GORDON: My immediate reaction to this is “Hey, that’s awesome. They’re having a good time, getting people together, helping building a community-

Why the **** would they try to ruin all that by turning it into a church?”

Readers, it’s no secret that yours truly, while not an atheist, has no small laundry list of indictments against churches. All the criticisms I’d typically lob at them would all seem to apply just as much here (as iron sharpens iron, so does smug complacency sharpen smug complacency, for example).

EVAN: So before I get to my response to the video let me just confirm- You think that having atheist churches will actually create an extremely ironic “holier than thou” mentality among attendees?

GORDON: I think that mentality exists already- these churches, I feel, are only going to intensify that attitude while simultaneously stifling actual “free-thought” and a sense of social justice.

EVAN: My hope, because I do wish for the best, is that a focus on social justice will be stronger, and it’s backed up by Jones’ quote from the video:

“Let’s show once and for all that you don’t have to have a religion in order together as a community and to try to live better, help often, and [something I couldn’t make out].”

What I find particularly interesting about that statement, though, is how . . . mildly immature it is? Well, no, that’s not quite it. It does seem like he feels he has something to prove though, eh?

GORDON: “Laodicean”, I think is the word you’re looking for.

As I was watching it, I couldn’t get Steve Taylor’s satirical song “This Disco (Used To Be A Cute Cathedral)” out of my head. But yeah, I was thinking about that too. For a movement claiming to be some affirming spiritual alternative, it really didn’t seem to offer anything for the soul (or mind- whatever or however you want to draw your lines).

Something also interesting to point out is that the “Sunday Assemblies” have already had their first schism, with hardline atheists breaking from the generally secular mainstream. Kinda drives my whole complaint home.

EVAN: The first time I actually heard about this was via an article on The Guardian, one that was written by an atheist. While she thought what they were doing was all well and good she also believed that “they don’t have the right to co-opt atheism for their cause.”

Walshe, the writer, ended with a jab at how all of this simply results in a sort of “quasi-religion”.

GORDON: Which probably a fair distinction to make, especially at this point; the existence of a difference between secularism and atheism (heck, even the different strands of atheism).

EVAN: I watched a few clips from a news segment on Sunday Assemblies, and what struck me as particularly interesting was that your average outsider looking in would think it was, well, just church.

The seats were set up the same way, there was a stage, and, get this, there was a band. Yes, Gordon, apparently atheist churches engage in a sort of “godless worship”, if I can call it that.

GORDON: Gaaaaaaaah. Why do they insist on tormenting me so, Evan?

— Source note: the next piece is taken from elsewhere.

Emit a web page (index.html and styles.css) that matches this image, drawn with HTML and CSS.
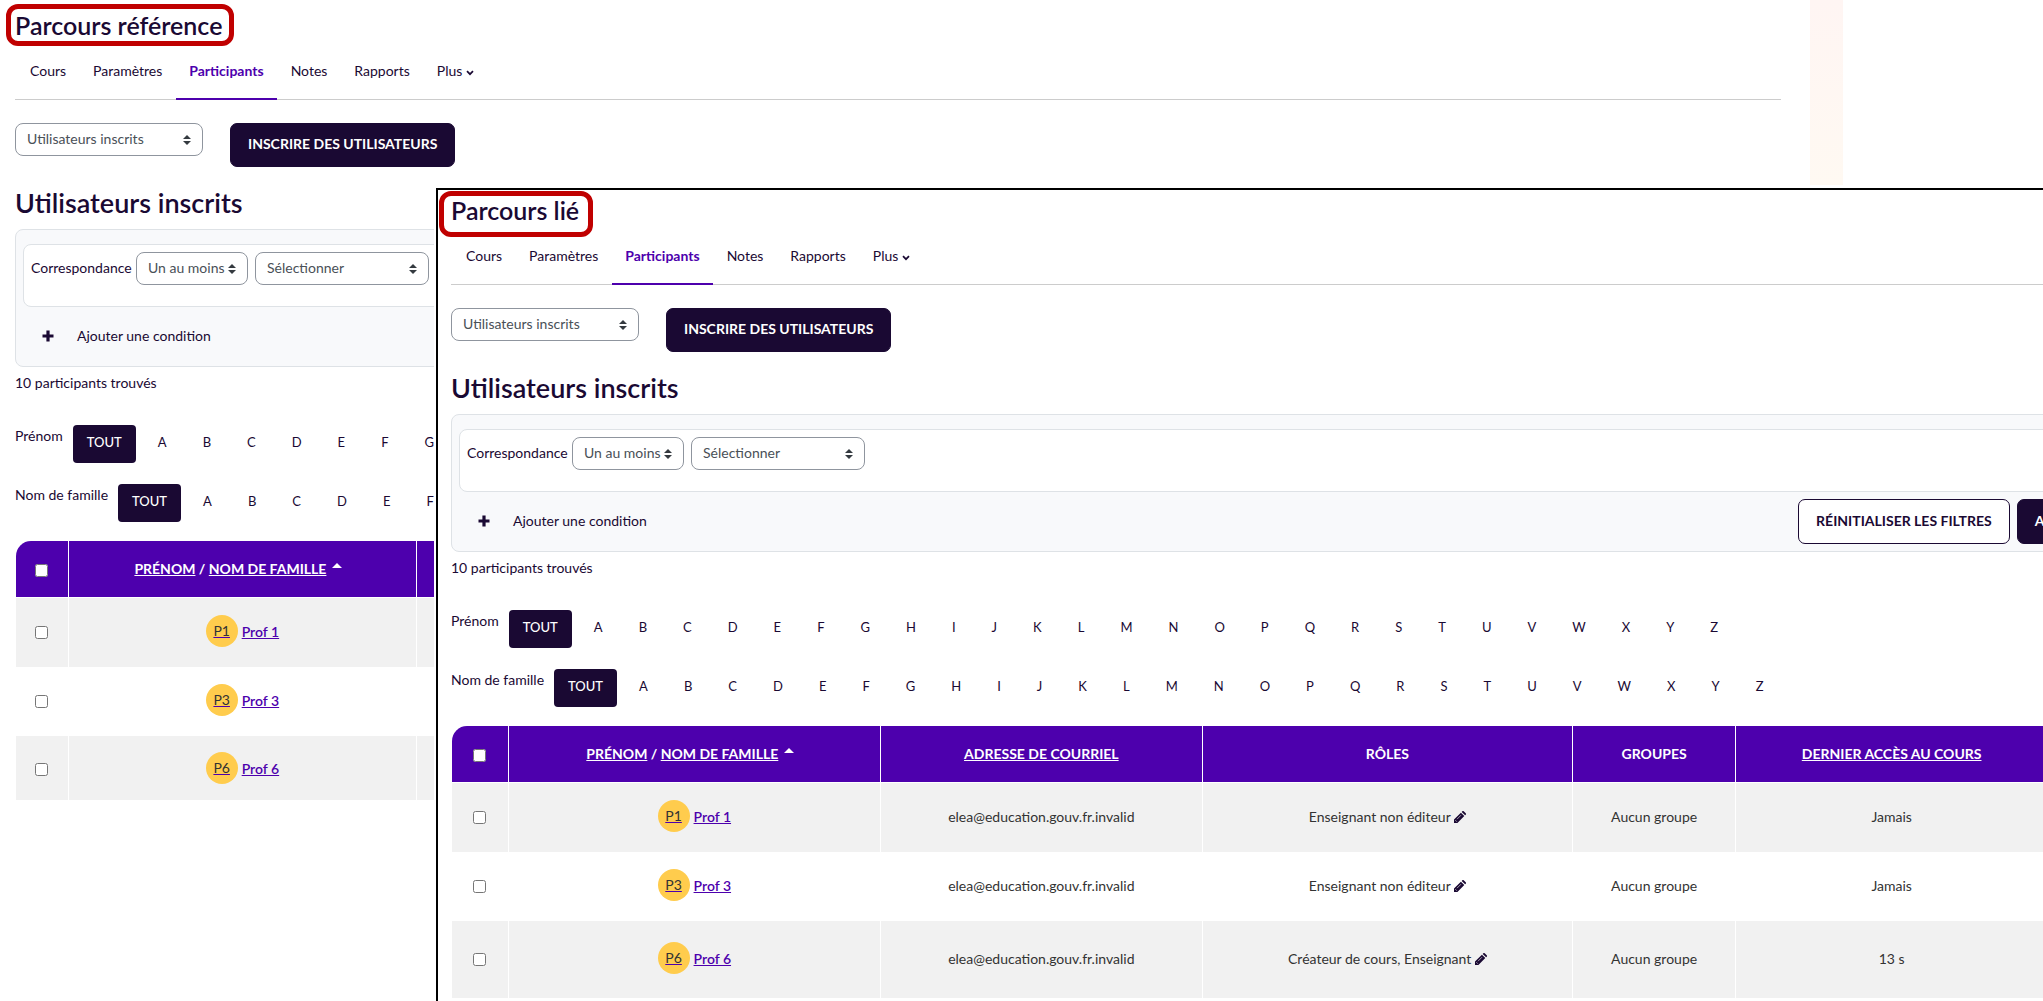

EVAN: That’s probably what’s most difficult for me to get my head around, because it’s what really, really hammers the point home that they’re “playing church.”

GORDON: Now you told me a couple nights ago that a lot of friends who grew up in the church and have become atheist state that what they miss most about their youth is the sense of community.

aella

I guess the three questions to be asked at this point are (1) “do you think this is serving that end?”, (2) “is that enough/right?”, and (3) “what, ideally, would this look like?”

EVAN: I think that Sunday Assemblies in their current form could create that sense of togetherness that former churchgoers and people raised outside that experience alike could be a part of and possibly benefit from, sure. As far as whether it’s enough . . .

One of my good friends doesn’t claim to be a member of any faith, and through talking about my background we came to the conclusion that neither of us get megachurches. That being said, is creating togetherness really conducive with such large groups?

With that many people, and the video I more recently posted appeared to have roughly a hundred, are you really feeling that closeness. On another more important note, what are you all getting together for? Is the main drive that you’re all lonely and don’t believe in a higher power?

GORDON: I’m more or less of the same feeling. The purpose of church or religion isn’t to give you warm fuzzies deep down. I think it’s supposed to feel a lot more like this:

I guess what irks me even more is that with so many atheists avowing that they exist as the “rational” or “scientific” alternative, so many of these groups- be they “churches” or just “get-togethers”- are emotionally based, y’know?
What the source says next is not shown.